— Begin Supplied information —

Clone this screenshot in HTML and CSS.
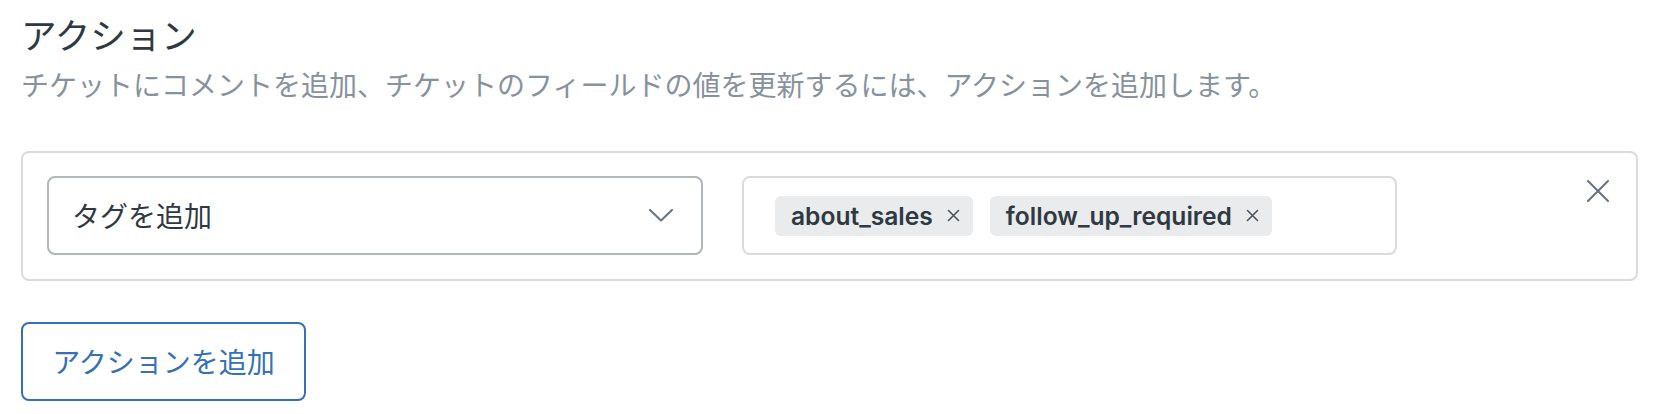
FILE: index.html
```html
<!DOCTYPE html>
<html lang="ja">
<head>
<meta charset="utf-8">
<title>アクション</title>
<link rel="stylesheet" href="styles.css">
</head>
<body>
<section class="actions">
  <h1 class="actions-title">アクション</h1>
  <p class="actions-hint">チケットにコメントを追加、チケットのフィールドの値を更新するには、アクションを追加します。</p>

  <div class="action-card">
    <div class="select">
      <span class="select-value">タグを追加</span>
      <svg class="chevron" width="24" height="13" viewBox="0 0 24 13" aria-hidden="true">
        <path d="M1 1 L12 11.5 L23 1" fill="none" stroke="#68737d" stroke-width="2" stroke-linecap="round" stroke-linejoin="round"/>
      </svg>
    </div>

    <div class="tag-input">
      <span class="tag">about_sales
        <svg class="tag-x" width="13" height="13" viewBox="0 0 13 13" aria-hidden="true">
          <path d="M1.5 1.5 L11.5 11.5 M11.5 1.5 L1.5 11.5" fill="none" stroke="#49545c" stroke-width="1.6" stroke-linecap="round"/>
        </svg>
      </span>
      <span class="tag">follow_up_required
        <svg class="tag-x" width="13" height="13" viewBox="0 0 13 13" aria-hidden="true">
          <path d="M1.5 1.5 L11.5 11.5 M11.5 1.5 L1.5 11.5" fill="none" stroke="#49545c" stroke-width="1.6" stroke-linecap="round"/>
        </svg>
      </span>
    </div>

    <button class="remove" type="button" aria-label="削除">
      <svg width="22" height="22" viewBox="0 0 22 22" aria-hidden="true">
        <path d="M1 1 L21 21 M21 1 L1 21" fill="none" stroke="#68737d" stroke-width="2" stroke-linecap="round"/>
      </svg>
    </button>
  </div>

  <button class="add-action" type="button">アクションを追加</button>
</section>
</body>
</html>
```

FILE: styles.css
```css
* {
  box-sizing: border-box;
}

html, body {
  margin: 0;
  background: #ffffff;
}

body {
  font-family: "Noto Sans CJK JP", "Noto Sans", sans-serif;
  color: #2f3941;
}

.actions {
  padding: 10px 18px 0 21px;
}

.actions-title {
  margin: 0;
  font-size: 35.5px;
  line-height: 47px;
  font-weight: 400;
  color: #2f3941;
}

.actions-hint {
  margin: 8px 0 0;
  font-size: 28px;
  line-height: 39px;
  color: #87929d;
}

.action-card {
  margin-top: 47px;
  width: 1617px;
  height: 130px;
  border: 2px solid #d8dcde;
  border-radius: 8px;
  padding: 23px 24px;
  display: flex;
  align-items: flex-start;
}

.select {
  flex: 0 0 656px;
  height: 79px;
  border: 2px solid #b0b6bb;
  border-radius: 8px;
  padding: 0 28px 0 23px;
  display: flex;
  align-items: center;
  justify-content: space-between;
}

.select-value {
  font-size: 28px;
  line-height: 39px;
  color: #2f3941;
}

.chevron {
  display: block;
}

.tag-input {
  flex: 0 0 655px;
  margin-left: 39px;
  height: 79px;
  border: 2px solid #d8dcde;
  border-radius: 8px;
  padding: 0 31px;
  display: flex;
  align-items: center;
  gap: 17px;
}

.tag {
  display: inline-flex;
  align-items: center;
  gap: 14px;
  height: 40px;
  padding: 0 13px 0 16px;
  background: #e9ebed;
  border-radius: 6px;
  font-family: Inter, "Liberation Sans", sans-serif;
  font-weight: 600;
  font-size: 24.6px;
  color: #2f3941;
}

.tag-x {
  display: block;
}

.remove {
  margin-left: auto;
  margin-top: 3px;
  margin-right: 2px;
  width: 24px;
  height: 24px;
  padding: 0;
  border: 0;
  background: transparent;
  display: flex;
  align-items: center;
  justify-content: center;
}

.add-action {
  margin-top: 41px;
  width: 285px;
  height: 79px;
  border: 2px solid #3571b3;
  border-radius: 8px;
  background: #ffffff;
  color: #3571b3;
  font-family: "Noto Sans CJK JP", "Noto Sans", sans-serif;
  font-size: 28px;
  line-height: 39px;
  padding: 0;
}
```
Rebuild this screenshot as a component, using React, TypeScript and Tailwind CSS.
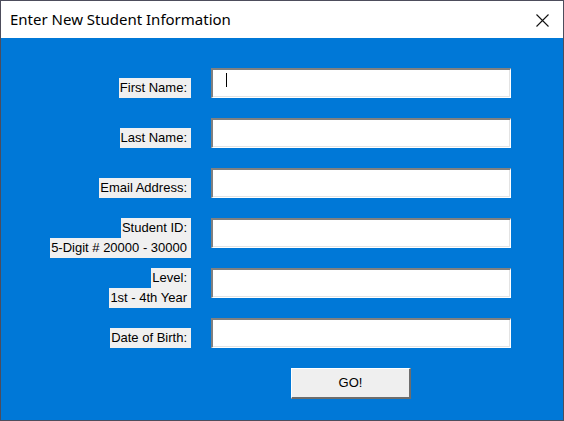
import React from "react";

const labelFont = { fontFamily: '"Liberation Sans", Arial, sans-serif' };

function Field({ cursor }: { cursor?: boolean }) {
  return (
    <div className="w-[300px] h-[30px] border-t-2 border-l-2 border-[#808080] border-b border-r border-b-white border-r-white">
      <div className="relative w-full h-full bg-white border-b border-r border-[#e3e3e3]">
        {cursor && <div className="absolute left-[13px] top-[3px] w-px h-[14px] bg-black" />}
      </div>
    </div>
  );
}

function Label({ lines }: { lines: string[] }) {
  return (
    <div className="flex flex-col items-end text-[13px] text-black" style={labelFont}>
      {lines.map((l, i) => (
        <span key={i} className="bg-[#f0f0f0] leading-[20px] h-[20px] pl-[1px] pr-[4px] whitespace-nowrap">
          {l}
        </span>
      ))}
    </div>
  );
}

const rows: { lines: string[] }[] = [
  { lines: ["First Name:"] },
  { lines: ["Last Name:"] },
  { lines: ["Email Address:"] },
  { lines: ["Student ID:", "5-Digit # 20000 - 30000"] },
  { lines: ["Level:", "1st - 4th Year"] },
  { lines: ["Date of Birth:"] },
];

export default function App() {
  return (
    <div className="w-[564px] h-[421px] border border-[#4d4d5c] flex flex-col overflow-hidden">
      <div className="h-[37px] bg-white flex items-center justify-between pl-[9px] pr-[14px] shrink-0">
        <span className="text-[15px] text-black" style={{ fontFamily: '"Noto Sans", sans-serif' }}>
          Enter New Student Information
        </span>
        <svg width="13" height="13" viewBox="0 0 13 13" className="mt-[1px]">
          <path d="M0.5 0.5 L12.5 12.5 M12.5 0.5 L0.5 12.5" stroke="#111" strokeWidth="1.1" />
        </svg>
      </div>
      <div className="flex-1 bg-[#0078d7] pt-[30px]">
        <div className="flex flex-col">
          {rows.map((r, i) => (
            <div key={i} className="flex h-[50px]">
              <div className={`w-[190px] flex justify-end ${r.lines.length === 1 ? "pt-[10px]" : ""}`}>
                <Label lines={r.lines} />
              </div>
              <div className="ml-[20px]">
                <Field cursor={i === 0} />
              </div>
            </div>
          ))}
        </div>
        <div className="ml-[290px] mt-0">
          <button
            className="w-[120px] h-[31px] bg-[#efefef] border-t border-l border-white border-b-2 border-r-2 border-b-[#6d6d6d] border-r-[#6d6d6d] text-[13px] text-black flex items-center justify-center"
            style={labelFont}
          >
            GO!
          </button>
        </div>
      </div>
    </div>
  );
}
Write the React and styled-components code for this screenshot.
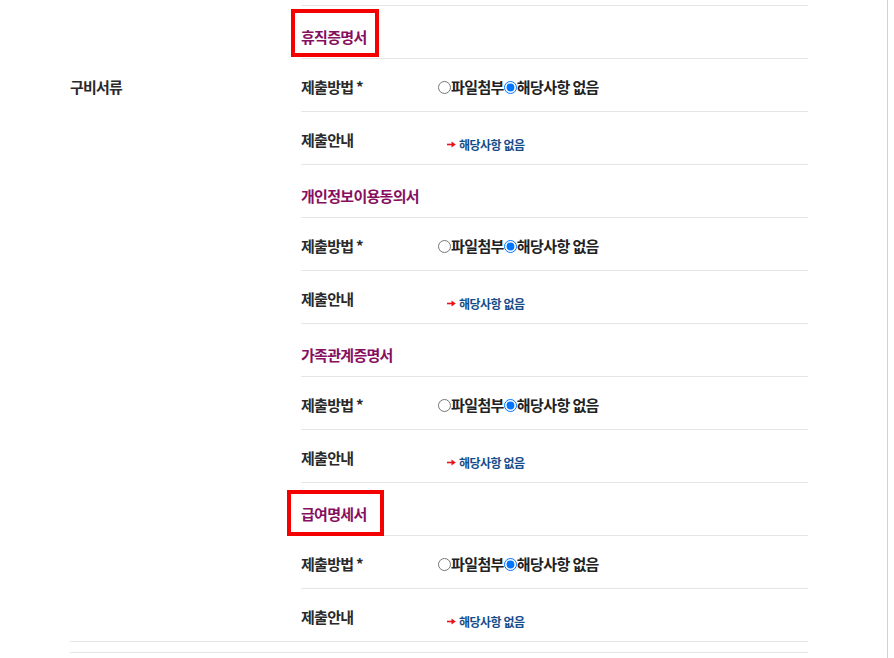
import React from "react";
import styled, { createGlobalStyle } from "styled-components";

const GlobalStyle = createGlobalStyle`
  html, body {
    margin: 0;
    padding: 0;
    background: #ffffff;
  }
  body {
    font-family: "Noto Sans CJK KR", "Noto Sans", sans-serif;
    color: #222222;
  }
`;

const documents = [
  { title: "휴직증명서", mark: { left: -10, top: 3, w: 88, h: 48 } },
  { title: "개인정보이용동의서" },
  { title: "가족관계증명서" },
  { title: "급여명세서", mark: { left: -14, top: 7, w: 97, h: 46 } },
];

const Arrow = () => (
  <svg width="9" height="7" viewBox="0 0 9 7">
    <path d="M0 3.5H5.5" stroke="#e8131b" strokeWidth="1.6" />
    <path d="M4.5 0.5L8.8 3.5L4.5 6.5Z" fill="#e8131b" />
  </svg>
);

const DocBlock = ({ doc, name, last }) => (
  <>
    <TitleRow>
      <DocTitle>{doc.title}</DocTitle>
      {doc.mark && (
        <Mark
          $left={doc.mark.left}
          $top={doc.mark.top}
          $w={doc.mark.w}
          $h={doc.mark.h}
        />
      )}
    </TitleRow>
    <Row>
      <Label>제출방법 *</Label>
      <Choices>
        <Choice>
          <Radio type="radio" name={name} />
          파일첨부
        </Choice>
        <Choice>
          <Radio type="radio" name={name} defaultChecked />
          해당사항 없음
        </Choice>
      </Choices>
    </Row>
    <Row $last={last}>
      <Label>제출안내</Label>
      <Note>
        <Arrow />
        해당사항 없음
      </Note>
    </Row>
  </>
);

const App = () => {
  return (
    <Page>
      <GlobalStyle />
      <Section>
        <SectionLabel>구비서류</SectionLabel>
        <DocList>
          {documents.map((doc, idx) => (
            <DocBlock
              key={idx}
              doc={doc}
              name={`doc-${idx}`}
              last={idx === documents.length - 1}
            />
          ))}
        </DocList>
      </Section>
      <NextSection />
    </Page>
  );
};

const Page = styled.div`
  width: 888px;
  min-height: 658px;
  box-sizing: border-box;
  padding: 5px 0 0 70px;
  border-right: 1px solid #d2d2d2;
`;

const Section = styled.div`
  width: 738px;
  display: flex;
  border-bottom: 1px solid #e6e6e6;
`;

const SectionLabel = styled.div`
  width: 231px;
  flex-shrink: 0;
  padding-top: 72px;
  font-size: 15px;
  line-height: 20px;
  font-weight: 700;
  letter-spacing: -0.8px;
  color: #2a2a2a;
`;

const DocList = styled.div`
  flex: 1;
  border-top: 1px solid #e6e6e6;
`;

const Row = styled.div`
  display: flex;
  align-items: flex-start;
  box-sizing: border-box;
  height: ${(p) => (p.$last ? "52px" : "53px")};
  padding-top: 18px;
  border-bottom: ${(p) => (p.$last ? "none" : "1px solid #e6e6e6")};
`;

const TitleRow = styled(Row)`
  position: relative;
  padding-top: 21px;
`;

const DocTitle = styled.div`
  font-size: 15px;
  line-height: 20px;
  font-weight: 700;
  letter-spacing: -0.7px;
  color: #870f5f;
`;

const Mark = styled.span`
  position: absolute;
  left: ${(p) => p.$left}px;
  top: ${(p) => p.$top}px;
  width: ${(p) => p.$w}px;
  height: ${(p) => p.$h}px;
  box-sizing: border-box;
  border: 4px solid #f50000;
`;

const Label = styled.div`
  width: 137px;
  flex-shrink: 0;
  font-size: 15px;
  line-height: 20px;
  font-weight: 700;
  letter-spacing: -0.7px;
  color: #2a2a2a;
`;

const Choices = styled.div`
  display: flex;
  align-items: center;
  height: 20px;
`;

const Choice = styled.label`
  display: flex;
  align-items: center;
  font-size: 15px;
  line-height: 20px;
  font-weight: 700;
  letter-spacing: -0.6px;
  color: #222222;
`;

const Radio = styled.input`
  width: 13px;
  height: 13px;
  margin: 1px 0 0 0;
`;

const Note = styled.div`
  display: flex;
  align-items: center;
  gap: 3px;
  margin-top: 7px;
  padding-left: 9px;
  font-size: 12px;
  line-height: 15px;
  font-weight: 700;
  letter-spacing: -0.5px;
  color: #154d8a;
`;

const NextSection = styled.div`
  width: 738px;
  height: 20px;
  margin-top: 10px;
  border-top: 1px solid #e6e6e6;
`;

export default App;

— End Supplied information —

What the task requires: Lines that hold the word "this" are the ones to return, every one of them.

Correct result:
Clone this screenshot in HTML and CSS.
Rebuild this screenshot as a component, using React, TypeScript and Tailwind CSS.
Write the React and styled-components code for this screenshot.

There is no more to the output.